Rule 12(b)(6) of the Federal Rules of Civil Procedure provides for dismissal of the complaint where the plaintiff has failed to state a claim upon which relief can be granted. When evaluating a Rule 12(b)(6) motion, the court must ascertain, after presuming all factual allegations in the pleading to be true and viewing them in the light most favorable to the plaintiff, whether or not the plaintiff has stated any valid ground for relief. Ferran v. Town of Nassau, 11 F.3d 21, 22 (2nd Cir. 1993), cert. denied, 513 U.S. 1014, 115 S.Ct. 572 (1994). The court may grant a Rule 12(b)(6) motion only where "`it appears beyond doubt that the plaintiff can prove no set of facts in support of his claim which would entitle him to relief.'" Allen v. Westpoint-Pepperell, Inc., 945 F.2d 40, 44 (2d Cir. 1991) (quoting Conley v. Gibson, 355 U.S. 41, 45-46 (1957)). For the reasons set forth below, I hereby grant defendants' motion to dismiss plaintiff's Complaint with prejudice.

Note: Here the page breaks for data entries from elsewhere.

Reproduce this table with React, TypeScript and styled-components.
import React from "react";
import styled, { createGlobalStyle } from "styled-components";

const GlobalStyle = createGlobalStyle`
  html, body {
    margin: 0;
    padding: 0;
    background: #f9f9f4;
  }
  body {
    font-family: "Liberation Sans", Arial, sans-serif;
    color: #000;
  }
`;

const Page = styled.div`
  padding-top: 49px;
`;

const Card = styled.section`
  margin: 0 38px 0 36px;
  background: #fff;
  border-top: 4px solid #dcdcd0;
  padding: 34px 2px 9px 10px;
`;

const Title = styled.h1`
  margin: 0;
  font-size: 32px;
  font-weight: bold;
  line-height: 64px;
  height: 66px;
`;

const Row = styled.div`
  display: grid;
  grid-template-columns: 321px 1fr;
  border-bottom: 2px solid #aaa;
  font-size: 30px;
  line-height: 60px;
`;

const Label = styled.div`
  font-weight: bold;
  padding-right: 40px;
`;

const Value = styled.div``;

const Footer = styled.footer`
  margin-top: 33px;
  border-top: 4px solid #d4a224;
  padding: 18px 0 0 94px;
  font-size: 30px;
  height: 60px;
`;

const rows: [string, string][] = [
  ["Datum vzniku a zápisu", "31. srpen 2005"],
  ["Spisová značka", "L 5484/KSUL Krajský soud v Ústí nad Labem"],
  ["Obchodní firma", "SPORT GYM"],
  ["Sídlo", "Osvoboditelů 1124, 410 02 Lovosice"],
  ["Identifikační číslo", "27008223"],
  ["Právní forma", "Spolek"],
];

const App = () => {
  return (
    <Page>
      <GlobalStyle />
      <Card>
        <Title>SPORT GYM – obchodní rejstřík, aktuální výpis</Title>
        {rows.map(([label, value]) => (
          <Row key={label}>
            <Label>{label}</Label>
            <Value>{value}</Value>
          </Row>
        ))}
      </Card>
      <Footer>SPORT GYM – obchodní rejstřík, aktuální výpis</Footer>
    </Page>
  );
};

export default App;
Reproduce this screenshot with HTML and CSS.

B. Plaintiff's Motion for Summary Judgment

Rule 56(c) of the Federal Rules of Civil Procedure provides that summary judgment "shall be rendered forthwith if the pleadings, depositions, answers to interrogatories, and admissions on file, together with the affidavits, if any, show that there is no genuine issue as to any material fact and that the moving party is entitled to judgment as a matter of law." When considering a motion for summary judgment, the party seeking summary judgment bears the burden of demonstrating that no genuine issue of material fact exists and all inferences and ambiguities must be resolved in favor of the party against whom summary judgment is sought. Ford v. Reynolds, 316 F.3d 351, 354 (2d Cir. 2003) (citing Marvel Characters v. Simon, 310 F.3d 280, 285-86 (2d Cir. 2002));Gallo v. Prudential Residential Services, 22 F.3d 1219, 1223 (2nd Cir. 1994). If, after considering the evidence in the light most favorable to the nonmoving party, the court finds that no rational jury could find in favor of that party, a grant of summary judgment is appropriate. Gallo, 22 F.3d at 1224.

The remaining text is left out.